EXERCISE OBJECTIVE
Below are records. Copy every line with "screenshot" in it.

RECORD SET
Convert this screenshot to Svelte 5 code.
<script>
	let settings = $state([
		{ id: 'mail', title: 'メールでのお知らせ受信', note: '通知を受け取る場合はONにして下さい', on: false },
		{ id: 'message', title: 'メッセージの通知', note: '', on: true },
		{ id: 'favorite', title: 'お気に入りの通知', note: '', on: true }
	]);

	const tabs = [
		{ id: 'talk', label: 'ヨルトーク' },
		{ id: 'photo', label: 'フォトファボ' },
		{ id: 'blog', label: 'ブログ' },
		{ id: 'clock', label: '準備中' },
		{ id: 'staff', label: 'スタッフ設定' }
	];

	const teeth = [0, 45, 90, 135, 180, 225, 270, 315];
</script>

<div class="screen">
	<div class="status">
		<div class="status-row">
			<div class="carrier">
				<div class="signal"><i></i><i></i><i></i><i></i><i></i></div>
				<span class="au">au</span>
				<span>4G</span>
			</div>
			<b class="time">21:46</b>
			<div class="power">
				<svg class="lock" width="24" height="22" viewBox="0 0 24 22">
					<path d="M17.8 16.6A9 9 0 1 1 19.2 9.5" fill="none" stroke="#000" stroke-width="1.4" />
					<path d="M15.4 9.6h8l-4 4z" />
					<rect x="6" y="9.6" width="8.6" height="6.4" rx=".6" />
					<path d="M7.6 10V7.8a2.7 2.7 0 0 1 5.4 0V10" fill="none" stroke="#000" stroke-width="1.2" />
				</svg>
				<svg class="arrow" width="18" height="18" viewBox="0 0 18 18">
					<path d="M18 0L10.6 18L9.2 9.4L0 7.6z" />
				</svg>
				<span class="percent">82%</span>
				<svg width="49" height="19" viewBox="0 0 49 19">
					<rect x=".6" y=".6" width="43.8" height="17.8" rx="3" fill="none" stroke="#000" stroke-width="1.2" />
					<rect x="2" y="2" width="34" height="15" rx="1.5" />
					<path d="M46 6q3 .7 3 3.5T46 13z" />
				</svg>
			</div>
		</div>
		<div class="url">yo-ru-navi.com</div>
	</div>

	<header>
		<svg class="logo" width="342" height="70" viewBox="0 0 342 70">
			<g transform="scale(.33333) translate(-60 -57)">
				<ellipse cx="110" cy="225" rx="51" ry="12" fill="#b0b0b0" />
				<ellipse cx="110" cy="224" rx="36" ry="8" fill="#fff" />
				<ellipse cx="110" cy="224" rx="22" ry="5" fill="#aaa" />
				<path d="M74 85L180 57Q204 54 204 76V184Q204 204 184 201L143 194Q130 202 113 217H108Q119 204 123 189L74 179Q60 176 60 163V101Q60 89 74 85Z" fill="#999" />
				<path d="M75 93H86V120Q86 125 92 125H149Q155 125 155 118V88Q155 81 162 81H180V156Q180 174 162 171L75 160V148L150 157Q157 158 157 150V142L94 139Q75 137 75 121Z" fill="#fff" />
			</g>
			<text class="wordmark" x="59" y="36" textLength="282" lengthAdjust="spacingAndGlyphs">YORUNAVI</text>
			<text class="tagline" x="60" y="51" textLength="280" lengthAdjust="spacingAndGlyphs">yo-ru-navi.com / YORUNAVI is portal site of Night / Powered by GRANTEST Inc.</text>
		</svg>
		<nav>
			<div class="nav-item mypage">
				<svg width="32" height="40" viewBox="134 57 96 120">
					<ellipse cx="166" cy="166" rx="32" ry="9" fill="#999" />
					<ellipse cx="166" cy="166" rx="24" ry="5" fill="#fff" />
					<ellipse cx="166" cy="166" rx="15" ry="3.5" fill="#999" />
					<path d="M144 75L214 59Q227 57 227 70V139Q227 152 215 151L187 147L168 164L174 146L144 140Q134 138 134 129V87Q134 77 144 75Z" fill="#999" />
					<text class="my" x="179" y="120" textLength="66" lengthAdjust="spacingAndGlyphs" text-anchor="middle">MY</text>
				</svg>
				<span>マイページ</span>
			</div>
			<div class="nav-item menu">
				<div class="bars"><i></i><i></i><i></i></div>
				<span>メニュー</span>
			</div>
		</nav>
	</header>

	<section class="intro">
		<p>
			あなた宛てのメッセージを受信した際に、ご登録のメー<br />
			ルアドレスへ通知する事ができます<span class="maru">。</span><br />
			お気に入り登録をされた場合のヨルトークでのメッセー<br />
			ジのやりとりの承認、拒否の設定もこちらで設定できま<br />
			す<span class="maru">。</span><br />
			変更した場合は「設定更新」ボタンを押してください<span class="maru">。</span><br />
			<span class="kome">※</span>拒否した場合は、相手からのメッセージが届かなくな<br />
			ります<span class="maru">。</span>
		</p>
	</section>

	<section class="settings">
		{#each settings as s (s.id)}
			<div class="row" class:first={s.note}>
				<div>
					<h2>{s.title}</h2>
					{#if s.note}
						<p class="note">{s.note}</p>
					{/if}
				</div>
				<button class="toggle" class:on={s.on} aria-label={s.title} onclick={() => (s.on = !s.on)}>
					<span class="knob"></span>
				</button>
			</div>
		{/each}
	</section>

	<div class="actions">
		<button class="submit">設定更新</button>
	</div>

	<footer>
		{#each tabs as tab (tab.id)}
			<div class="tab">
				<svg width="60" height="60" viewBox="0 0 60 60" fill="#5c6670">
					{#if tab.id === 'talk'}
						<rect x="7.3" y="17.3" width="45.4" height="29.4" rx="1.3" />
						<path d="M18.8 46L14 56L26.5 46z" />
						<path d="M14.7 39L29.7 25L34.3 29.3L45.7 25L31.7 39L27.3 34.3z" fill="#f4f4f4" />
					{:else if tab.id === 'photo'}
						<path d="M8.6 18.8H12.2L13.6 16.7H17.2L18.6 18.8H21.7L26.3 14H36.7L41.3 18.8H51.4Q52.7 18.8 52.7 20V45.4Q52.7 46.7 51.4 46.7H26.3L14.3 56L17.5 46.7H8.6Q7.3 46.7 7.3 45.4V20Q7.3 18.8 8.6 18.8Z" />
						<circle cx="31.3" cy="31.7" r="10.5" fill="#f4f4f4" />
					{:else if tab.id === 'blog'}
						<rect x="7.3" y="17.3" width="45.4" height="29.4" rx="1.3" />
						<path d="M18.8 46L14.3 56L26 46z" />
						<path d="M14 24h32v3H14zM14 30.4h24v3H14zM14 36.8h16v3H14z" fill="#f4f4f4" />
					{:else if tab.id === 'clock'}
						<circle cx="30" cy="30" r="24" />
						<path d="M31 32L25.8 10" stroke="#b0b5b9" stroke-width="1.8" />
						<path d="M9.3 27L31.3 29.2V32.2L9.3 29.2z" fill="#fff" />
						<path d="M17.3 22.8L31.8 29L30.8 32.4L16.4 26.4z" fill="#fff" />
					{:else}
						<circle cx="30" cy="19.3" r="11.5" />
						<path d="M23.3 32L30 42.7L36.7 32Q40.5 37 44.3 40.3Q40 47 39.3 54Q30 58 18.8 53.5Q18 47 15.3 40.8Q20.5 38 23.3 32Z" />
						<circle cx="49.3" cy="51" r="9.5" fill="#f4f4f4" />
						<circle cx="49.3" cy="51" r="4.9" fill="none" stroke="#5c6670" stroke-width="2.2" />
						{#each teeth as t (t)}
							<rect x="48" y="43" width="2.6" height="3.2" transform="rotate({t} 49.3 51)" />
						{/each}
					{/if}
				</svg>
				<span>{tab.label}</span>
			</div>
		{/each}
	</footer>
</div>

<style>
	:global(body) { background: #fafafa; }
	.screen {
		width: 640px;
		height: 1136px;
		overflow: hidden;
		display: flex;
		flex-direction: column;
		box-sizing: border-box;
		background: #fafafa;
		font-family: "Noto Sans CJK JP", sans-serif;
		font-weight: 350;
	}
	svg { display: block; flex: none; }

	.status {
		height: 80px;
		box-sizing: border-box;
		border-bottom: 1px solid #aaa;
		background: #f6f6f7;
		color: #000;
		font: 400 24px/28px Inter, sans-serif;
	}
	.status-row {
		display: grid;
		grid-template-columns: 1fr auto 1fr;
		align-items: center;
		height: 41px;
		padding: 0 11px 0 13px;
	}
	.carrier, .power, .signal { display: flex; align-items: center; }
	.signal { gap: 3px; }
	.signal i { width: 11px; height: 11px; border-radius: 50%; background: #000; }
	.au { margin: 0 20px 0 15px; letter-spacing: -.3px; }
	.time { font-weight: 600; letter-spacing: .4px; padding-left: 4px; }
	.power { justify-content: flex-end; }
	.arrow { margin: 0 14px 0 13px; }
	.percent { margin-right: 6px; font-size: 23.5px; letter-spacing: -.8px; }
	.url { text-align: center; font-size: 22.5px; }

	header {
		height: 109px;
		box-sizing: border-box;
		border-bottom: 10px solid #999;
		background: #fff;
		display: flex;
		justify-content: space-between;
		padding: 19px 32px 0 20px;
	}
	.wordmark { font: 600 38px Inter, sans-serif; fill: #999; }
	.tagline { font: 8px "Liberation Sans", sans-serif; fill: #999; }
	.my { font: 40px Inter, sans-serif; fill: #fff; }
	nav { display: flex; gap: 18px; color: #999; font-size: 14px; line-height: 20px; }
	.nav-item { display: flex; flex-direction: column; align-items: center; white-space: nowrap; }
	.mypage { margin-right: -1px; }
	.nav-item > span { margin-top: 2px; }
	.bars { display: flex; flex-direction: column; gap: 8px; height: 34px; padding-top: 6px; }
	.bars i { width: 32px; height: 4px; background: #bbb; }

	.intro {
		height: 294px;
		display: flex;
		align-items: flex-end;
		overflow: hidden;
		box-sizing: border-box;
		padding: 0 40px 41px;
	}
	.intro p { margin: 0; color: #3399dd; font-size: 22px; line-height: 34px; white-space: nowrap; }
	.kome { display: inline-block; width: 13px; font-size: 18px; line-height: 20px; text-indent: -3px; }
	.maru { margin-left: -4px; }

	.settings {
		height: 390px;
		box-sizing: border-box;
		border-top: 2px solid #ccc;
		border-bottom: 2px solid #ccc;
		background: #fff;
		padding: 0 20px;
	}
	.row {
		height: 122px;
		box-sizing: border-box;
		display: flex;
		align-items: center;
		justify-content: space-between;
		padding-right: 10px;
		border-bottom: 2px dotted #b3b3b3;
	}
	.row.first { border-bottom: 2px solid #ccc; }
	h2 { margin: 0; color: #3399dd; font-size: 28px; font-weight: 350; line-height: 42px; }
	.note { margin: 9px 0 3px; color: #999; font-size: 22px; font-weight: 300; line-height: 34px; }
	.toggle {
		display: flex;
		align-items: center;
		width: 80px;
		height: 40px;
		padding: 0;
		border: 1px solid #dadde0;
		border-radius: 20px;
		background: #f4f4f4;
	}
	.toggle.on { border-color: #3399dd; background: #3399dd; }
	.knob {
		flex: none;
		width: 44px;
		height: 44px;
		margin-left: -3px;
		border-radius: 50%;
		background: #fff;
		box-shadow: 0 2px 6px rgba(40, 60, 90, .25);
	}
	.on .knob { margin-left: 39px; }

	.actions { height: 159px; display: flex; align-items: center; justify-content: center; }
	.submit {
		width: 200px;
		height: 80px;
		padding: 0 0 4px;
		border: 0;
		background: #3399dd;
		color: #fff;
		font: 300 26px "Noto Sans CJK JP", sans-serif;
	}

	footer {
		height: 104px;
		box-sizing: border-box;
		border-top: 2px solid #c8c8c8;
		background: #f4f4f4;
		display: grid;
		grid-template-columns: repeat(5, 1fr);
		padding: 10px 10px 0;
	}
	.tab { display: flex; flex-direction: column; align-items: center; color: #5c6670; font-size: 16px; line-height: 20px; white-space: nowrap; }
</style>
---
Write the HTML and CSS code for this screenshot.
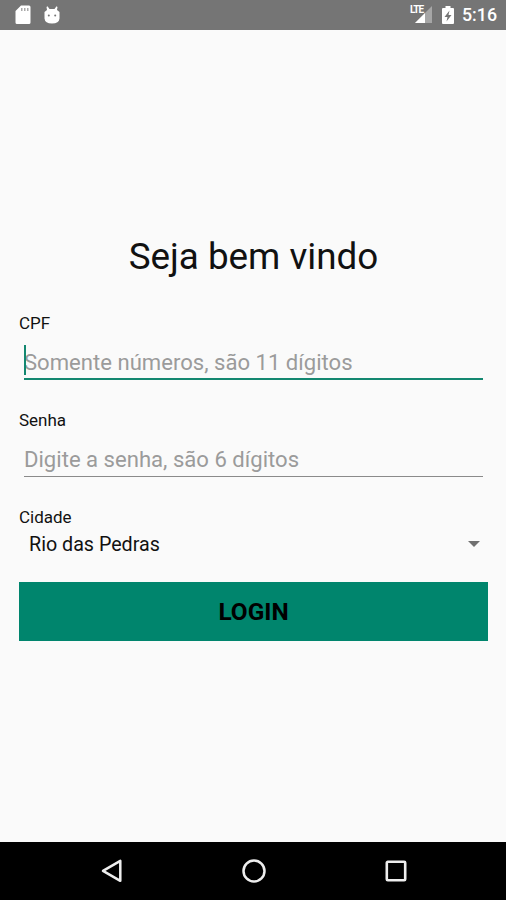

REPLY
Convert this screenshot to Svelte 5 code.
Write the HTML and CSS code for this screenshot.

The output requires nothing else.